The shoebox unpacking experiment is framed as a test of long-horizon, multi-step manipulation. But the buried finding is about data efficiency. As noted in Section 5.3.4: "Notably, this benchmark is trained with significantly fewer demonstrations than the sorting tasks, emphasizing Cortex 2.0's ability to transfer and scale to complex task structure in a data-limited setting."

Comparing Table 3 to the results: item sorting used 8,700 episodes over 21 hours of data collection; shoebox used only 2,900 episodes over 8.1 hours — and Cortex 2.0 achieved 0.96 success rate on the harder four-step task. π0.5 managed 0.6 on shoebox despite having access to the same data. The implication is that Cortex 2.0's world model pretraining on deployment data provides strong physical priors that compress the per-task data requirement substantially. Companies evaluating the cost of standing up new robot tasks should note that the marginal cost of adding a new task family to a world-model-grounded system may be significantly lower than to a purely reactive VLA.

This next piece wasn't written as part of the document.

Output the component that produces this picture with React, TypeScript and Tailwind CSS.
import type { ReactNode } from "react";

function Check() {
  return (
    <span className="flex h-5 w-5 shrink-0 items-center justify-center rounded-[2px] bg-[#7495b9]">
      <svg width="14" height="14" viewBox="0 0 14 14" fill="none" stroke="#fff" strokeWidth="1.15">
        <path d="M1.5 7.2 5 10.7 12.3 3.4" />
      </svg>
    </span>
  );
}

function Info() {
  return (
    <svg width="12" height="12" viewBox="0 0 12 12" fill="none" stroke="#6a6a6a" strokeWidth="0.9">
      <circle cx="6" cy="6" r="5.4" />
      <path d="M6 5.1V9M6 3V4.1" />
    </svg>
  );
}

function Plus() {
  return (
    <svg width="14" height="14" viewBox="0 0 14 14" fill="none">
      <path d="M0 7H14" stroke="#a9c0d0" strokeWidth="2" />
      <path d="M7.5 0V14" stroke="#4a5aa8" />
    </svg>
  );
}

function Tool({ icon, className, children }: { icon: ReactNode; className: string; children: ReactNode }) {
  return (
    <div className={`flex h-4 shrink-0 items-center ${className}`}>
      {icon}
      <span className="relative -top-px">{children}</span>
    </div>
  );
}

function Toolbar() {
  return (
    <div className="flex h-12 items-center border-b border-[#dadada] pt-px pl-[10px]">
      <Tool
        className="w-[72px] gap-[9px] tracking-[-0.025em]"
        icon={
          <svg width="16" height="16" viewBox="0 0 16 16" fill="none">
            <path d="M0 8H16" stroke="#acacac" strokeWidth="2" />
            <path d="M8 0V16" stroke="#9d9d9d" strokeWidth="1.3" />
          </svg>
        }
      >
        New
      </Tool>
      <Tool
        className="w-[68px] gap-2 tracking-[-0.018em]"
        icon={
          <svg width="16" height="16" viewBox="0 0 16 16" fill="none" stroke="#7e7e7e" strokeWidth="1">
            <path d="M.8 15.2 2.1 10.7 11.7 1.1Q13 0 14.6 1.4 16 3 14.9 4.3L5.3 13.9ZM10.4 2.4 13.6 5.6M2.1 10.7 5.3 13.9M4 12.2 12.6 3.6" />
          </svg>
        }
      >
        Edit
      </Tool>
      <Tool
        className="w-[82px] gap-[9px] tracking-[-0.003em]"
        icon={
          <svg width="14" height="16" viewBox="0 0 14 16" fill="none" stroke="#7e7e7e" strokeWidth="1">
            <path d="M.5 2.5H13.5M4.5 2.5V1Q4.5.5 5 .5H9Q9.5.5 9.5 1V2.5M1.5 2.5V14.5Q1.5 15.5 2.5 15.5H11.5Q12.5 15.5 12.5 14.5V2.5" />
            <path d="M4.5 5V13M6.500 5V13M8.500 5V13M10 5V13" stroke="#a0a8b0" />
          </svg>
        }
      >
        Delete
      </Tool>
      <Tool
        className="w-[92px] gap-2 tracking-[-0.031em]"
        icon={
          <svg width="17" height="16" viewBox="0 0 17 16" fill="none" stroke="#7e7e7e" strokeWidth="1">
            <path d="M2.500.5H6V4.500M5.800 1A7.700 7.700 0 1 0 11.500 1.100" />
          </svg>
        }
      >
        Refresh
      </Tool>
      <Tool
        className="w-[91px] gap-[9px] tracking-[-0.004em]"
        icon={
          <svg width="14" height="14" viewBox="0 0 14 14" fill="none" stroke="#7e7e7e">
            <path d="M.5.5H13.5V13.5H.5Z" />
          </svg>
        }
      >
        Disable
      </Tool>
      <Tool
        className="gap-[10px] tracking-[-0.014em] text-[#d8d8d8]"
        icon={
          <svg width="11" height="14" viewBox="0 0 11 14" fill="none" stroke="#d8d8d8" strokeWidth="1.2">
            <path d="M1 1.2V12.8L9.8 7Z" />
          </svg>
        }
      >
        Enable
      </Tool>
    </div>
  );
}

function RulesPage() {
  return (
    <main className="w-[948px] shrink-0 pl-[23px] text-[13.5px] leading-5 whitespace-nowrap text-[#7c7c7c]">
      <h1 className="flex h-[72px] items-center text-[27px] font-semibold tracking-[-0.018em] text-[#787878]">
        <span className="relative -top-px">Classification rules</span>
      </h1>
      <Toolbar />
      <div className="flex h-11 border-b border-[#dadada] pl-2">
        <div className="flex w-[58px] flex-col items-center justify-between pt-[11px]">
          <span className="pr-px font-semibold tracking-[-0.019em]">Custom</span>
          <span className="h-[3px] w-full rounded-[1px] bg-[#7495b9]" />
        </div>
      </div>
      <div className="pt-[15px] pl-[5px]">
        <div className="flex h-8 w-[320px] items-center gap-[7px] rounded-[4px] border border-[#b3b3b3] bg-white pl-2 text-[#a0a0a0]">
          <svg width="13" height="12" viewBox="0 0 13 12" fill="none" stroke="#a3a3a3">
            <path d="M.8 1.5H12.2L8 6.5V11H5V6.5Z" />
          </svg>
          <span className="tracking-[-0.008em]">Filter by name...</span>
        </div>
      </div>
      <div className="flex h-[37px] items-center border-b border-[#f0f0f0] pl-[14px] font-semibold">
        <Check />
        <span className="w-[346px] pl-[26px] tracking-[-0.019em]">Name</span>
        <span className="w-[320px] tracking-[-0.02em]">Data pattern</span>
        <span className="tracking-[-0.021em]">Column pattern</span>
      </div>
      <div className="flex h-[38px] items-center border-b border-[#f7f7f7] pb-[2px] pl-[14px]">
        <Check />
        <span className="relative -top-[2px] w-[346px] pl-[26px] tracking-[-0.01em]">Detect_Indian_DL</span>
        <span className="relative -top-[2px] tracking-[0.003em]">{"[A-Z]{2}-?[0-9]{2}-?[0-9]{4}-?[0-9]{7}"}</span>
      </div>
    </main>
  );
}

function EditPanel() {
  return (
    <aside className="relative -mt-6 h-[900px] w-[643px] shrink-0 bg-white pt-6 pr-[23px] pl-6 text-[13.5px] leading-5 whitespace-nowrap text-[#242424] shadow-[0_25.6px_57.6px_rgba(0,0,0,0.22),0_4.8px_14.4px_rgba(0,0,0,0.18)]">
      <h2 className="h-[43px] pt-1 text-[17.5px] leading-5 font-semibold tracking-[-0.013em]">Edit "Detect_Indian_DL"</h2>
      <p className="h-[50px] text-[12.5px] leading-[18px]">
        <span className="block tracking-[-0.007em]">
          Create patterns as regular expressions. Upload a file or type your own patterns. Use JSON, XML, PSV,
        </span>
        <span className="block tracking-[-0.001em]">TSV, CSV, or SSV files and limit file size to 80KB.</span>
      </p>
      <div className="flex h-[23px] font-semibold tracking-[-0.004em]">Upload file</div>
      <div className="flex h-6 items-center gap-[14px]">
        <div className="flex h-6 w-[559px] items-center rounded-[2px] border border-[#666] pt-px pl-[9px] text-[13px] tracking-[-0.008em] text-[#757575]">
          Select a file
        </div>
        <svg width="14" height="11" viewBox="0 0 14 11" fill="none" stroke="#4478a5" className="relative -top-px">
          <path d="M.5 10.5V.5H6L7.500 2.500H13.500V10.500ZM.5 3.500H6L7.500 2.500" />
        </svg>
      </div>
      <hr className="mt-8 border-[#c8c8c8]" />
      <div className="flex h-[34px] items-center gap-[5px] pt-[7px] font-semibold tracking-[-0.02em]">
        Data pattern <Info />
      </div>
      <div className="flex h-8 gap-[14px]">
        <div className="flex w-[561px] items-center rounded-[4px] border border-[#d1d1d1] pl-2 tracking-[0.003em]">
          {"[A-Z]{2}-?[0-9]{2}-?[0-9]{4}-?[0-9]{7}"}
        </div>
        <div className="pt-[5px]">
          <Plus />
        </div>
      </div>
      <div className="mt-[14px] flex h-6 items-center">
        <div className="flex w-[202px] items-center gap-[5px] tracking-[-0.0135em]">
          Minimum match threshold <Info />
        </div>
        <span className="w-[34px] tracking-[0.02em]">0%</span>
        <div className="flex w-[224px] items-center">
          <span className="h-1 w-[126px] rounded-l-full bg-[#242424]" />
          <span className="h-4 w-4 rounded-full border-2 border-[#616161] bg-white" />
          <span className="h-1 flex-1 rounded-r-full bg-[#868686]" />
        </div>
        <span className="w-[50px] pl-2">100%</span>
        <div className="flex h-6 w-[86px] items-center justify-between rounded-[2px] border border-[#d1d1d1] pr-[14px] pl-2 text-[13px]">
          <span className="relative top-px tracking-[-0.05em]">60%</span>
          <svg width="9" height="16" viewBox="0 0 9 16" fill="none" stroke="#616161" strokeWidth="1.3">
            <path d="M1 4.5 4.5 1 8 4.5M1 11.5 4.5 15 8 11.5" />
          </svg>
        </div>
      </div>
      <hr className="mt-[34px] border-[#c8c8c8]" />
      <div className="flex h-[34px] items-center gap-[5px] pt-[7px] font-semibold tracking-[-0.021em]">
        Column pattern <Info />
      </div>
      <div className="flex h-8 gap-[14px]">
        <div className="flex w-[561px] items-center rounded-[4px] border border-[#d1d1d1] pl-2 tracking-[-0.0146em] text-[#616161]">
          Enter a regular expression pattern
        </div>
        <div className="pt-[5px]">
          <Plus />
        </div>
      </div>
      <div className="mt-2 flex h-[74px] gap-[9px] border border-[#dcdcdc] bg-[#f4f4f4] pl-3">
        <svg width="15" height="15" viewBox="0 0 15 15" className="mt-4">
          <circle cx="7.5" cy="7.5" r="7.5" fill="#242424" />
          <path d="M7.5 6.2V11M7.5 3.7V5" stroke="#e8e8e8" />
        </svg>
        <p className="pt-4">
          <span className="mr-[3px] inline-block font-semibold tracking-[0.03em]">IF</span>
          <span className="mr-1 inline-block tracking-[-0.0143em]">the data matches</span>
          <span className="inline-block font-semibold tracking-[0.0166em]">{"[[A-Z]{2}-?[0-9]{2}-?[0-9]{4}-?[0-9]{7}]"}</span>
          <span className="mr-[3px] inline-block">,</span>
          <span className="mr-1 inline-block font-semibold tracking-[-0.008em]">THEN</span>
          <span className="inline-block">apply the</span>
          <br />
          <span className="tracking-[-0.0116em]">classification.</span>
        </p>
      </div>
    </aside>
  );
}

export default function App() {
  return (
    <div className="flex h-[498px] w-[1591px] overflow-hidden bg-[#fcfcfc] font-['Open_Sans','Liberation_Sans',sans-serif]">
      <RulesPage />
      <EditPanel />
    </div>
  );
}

PRO Is Frozen During Policy Training — A Critical Architectural Choice With Long-Term Implications

This detail appears in Section 3.4 but receives no emphasis: "Once PRO produces stable signals, its parameters are frozen and it serves as a fixed scoring module in the planning loop... PRO is pretrained and kept frozen during world model and policy training."

This means the reward model and the policy are decoupled during training. PRO learns what good and bad look like from deployment data, then guides policy learning without being updated by it. This is an architecture choice that avoids reward hacking (the policy can't learn to fool PRO since PRO doesn't update) and enables modular upgrades — you can retrain PRO on new deployment data and swap it in without retraining the full policy.

The long-term implication: as Sereact's fleet grows and encounters new failure modes (new product types, new warehouse layouts, new edge cases), they can update PRO independently, potentially improving deployed system performance without full retraining cycles. This is a meaningful operational advantage that the paper does not highlight in its conclusions.